= Objective =
Using the listing below, extract each line that has the word "React" in it.

________________________

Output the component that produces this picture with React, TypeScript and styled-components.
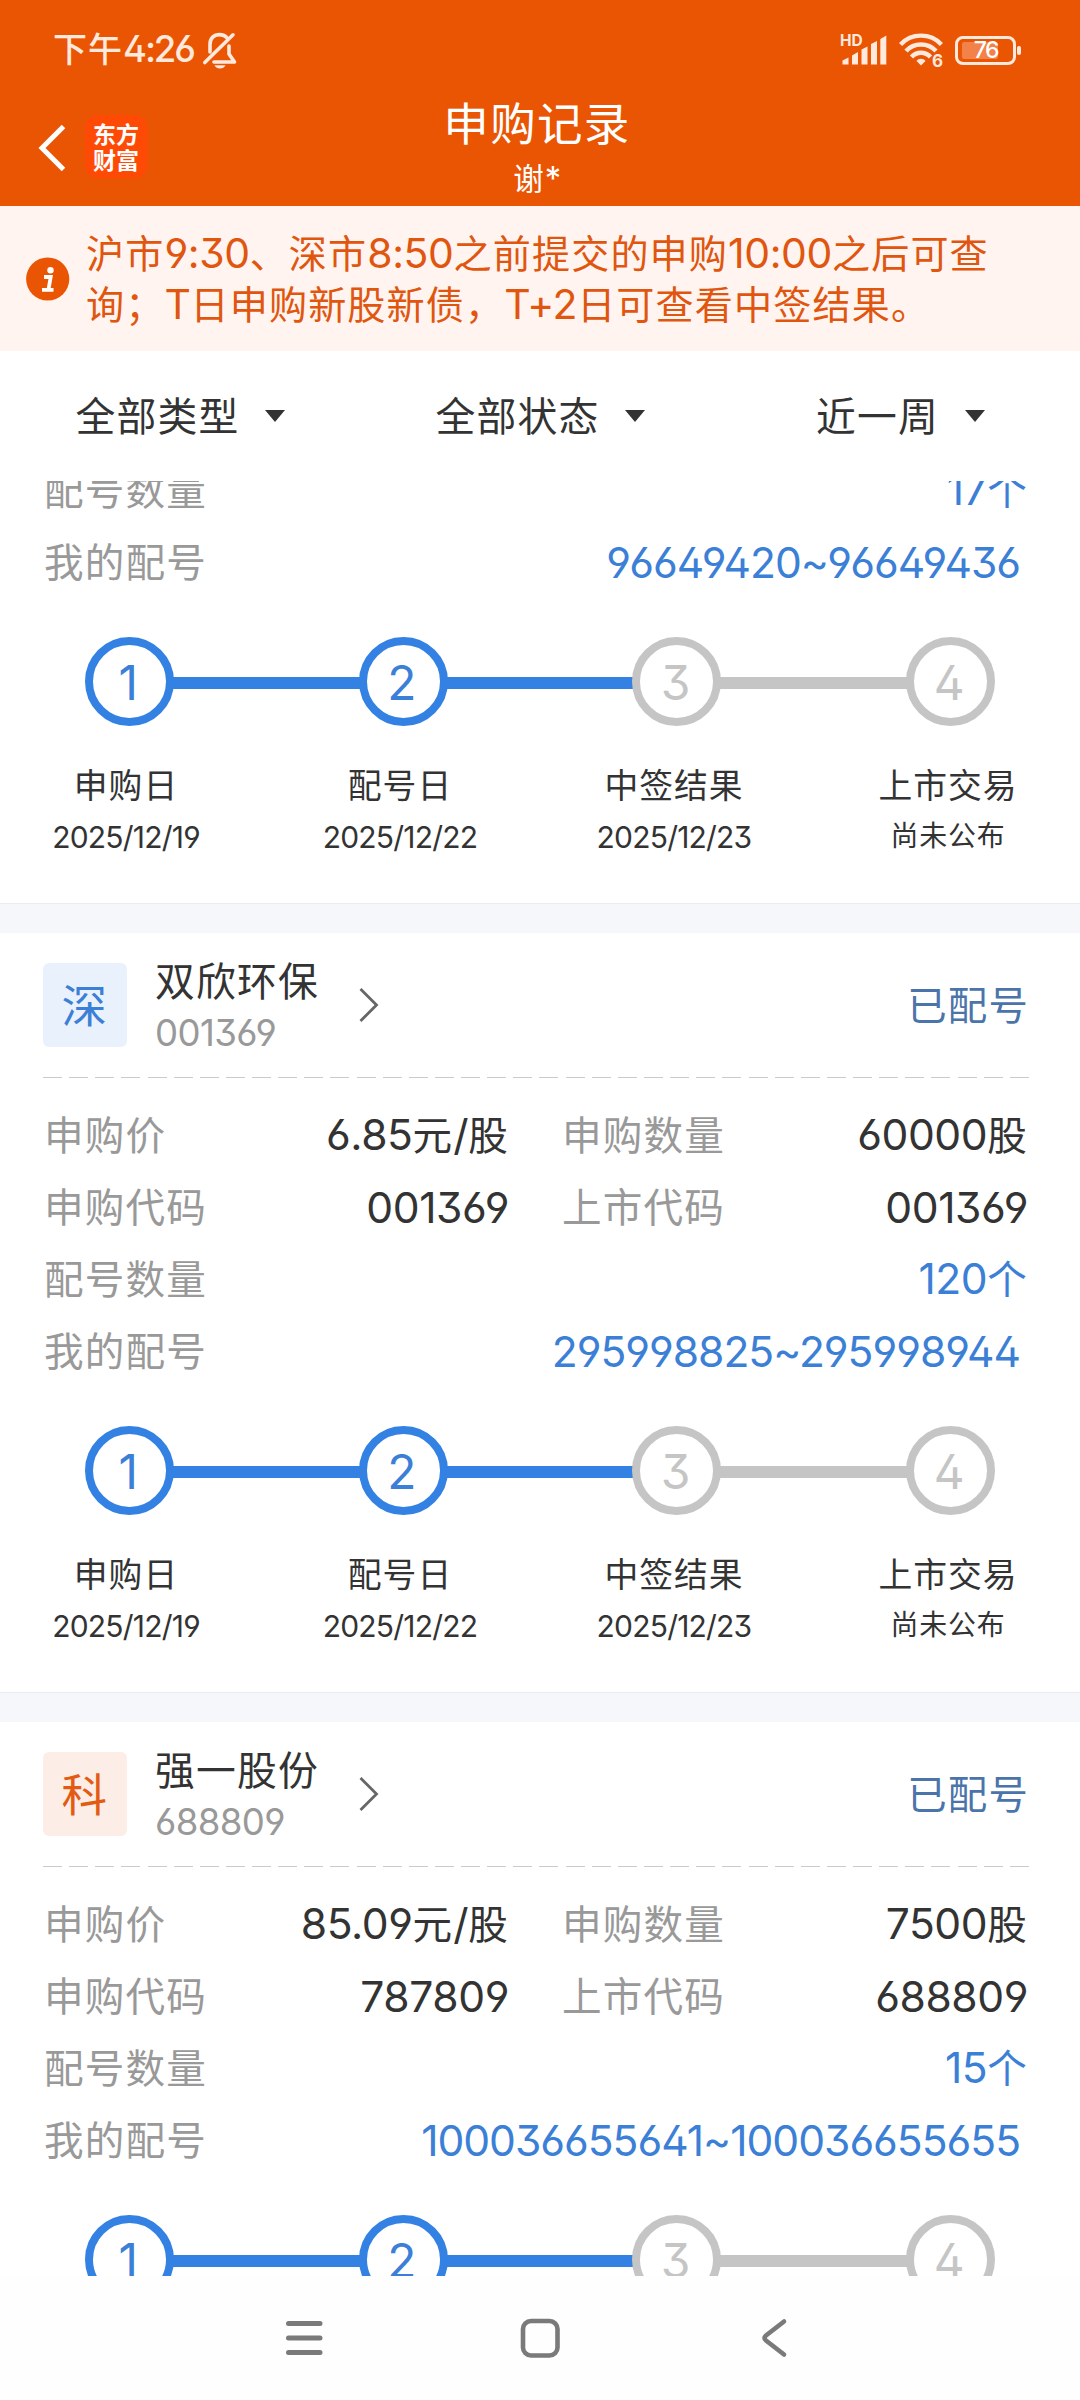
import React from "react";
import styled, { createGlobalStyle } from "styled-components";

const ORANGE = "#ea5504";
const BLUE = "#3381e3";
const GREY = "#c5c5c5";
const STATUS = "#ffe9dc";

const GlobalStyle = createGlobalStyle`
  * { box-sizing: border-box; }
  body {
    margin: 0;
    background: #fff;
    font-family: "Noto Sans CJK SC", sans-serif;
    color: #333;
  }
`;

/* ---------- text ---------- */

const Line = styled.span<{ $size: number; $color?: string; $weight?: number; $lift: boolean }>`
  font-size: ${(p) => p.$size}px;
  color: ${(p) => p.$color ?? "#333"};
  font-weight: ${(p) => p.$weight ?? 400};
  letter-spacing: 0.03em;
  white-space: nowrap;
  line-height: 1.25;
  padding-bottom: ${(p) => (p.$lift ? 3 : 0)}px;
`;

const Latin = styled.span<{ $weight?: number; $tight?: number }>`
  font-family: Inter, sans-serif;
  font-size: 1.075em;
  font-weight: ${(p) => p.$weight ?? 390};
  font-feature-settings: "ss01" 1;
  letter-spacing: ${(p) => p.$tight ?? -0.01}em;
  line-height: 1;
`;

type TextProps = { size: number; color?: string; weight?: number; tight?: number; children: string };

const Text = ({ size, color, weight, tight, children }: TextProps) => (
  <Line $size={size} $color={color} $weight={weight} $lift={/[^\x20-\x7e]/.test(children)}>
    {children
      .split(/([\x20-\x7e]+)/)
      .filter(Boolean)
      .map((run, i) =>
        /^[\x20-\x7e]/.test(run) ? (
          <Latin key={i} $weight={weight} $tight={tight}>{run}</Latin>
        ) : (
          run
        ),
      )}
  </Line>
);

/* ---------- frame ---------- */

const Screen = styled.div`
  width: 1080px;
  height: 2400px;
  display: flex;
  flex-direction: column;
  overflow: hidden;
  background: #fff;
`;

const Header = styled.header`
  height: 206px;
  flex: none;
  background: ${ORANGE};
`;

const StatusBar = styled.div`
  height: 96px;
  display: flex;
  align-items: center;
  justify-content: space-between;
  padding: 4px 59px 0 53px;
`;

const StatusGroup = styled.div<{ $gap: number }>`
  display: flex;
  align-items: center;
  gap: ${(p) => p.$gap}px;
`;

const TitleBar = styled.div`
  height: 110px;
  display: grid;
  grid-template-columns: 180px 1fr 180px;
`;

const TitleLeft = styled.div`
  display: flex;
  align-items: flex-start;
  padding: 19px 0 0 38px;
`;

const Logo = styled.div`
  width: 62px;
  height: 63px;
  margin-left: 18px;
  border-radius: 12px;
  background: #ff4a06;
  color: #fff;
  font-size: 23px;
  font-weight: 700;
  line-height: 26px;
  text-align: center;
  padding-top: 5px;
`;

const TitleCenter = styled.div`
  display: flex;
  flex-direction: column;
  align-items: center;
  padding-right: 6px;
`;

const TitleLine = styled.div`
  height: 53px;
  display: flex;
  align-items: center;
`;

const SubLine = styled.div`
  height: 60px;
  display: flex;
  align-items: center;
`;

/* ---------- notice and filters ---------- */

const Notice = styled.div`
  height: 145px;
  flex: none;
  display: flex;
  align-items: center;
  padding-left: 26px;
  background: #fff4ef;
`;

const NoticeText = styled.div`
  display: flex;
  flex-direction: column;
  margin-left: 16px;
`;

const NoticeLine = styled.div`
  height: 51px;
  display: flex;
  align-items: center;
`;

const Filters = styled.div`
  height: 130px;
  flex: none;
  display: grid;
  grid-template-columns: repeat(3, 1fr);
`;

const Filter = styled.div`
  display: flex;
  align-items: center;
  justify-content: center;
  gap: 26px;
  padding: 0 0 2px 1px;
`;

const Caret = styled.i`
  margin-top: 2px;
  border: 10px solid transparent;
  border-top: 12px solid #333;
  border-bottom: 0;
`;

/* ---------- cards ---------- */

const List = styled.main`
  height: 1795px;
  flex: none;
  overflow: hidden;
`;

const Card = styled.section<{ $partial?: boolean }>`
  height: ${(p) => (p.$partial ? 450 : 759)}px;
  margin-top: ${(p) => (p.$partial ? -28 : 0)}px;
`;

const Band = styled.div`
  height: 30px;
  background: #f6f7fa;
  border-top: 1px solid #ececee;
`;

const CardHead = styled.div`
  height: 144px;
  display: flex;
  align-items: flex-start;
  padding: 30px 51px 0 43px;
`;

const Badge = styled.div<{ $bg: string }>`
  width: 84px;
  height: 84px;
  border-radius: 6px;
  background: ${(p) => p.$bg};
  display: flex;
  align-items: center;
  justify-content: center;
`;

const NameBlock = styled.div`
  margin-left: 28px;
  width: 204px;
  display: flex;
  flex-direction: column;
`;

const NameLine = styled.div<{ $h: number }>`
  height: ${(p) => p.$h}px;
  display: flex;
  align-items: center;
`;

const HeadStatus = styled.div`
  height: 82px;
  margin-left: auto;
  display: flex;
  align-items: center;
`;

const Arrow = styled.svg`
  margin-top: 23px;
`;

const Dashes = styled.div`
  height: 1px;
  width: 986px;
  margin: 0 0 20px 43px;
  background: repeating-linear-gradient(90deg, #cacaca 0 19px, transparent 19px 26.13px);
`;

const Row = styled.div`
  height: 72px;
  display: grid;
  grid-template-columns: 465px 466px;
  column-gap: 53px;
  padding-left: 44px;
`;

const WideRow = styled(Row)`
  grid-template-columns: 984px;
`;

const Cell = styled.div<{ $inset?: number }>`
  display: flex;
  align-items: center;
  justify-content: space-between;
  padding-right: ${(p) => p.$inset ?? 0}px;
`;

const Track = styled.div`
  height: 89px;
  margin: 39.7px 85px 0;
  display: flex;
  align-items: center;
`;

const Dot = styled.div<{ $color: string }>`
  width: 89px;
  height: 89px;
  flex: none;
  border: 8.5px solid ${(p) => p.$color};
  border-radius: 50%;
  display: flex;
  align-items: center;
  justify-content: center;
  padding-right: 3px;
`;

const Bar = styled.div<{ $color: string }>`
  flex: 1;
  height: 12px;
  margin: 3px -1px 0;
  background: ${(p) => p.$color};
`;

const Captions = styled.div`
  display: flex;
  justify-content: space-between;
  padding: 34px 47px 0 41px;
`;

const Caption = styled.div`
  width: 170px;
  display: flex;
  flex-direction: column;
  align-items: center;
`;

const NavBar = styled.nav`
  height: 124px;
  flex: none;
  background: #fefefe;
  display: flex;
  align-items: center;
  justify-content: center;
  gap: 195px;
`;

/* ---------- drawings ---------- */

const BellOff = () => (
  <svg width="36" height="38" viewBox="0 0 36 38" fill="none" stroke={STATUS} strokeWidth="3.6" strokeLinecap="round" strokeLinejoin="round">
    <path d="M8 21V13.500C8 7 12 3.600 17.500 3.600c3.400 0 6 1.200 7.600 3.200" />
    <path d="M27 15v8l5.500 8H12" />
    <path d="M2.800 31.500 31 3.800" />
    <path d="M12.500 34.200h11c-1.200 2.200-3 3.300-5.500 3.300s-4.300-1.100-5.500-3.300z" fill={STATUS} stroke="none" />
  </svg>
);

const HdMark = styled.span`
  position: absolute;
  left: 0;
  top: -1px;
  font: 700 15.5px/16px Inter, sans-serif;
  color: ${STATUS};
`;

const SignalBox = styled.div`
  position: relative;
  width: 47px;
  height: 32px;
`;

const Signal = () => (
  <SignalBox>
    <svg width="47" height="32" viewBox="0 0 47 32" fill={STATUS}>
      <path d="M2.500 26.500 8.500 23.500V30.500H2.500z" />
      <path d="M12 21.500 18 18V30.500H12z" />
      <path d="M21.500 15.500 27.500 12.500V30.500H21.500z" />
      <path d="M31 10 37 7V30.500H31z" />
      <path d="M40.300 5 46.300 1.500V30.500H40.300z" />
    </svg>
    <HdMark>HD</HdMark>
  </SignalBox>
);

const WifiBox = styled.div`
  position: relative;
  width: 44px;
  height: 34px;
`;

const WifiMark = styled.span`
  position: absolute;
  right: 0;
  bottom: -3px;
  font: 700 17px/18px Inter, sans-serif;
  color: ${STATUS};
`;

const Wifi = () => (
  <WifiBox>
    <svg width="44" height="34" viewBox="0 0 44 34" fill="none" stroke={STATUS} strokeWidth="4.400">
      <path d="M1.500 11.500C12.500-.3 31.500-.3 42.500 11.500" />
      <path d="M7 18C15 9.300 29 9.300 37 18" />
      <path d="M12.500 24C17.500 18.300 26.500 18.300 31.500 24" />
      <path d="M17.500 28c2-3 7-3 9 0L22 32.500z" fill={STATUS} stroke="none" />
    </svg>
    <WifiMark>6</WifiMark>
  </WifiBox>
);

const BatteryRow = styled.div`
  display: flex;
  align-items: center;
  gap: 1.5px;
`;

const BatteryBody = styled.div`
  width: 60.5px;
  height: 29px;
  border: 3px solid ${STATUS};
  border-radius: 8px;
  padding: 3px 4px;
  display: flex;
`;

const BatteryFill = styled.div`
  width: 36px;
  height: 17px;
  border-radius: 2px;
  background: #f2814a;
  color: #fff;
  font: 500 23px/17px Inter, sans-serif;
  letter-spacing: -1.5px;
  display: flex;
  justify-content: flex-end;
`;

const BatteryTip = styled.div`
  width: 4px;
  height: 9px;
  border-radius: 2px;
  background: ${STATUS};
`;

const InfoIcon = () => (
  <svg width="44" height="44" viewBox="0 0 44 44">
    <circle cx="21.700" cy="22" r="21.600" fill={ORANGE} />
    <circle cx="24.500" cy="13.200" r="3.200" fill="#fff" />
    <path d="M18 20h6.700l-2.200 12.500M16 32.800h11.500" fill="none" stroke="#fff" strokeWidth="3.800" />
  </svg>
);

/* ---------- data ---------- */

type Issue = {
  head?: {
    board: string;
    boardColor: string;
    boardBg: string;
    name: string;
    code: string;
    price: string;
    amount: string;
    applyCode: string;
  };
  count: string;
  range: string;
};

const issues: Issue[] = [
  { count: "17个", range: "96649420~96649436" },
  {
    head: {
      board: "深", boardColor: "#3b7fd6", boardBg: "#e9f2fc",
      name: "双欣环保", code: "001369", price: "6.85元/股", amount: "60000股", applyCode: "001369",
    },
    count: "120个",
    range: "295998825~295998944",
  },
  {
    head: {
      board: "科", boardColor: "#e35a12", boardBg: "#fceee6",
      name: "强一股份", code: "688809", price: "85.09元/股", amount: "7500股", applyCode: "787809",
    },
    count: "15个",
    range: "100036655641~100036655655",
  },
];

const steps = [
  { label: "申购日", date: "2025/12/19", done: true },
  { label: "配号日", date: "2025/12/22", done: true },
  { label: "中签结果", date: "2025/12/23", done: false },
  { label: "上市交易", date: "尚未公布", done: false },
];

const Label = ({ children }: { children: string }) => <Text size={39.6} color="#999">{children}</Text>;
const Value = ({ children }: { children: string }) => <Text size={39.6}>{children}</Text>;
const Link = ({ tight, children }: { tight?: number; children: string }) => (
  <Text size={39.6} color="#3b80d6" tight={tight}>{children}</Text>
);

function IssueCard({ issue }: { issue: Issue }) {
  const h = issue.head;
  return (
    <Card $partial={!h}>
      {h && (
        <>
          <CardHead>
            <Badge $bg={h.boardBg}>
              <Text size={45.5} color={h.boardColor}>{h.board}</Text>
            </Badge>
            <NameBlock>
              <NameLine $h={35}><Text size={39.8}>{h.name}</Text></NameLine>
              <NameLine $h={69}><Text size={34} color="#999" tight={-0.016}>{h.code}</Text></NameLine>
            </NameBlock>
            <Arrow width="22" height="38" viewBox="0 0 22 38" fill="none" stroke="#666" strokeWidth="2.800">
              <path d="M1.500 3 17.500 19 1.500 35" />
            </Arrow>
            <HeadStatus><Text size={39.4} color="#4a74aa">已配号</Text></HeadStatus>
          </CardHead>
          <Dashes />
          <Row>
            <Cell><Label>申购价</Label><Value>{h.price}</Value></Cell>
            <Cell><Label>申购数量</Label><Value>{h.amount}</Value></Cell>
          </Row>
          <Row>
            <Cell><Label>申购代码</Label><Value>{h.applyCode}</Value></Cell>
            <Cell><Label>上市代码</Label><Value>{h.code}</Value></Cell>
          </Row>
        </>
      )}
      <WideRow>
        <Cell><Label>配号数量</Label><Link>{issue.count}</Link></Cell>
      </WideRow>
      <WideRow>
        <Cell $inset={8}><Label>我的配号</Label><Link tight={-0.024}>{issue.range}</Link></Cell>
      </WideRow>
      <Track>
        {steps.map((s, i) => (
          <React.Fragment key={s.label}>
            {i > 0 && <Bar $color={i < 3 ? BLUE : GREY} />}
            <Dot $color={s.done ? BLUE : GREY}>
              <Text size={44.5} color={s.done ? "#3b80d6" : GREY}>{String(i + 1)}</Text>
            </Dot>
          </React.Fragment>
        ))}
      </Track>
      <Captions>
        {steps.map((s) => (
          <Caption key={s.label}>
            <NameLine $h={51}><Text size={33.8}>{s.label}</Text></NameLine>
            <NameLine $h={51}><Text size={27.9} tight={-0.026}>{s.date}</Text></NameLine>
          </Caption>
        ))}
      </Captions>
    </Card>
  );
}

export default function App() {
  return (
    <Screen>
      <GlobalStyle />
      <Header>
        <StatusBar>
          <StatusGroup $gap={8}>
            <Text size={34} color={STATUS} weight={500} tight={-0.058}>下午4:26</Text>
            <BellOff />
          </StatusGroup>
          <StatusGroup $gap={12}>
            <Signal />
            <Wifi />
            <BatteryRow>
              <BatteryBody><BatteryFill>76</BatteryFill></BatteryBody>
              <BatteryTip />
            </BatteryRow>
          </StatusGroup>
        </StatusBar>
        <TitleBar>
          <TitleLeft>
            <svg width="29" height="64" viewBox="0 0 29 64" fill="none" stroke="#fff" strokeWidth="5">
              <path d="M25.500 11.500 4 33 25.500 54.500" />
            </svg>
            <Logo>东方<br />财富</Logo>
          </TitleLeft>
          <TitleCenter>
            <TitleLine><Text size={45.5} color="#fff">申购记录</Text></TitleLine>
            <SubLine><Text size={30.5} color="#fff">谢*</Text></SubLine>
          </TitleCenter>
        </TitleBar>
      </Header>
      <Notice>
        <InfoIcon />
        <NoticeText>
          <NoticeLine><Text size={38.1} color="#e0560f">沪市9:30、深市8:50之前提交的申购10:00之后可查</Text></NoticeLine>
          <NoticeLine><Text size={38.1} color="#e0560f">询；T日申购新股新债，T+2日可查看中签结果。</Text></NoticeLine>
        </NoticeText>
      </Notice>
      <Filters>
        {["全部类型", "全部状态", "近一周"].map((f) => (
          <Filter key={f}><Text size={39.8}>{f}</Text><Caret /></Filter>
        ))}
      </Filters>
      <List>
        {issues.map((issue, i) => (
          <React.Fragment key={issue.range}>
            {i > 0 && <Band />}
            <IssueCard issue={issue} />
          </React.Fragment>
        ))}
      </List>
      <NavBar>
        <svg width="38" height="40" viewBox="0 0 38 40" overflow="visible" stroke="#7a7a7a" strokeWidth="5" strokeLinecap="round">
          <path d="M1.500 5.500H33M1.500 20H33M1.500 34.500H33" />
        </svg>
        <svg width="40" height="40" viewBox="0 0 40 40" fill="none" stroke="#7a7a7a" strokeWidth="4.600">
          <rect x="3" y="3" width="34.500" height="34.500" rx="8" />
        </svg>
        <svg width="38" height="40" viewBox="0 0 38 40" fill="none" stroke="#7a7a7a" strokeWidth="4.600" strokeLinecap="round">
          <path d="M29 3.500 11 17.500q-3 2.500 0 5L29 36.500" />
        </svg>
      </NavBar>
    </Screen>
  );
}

________________________

= Answer to this exercise =
Output the component that produces this picture with React, TypeScript and styled-components.
import React from "react";
          <React.Fragment key={s.label}>
          </React.Fragment>
          <React.Fragment key={issue.range}>
          </React.Fragment>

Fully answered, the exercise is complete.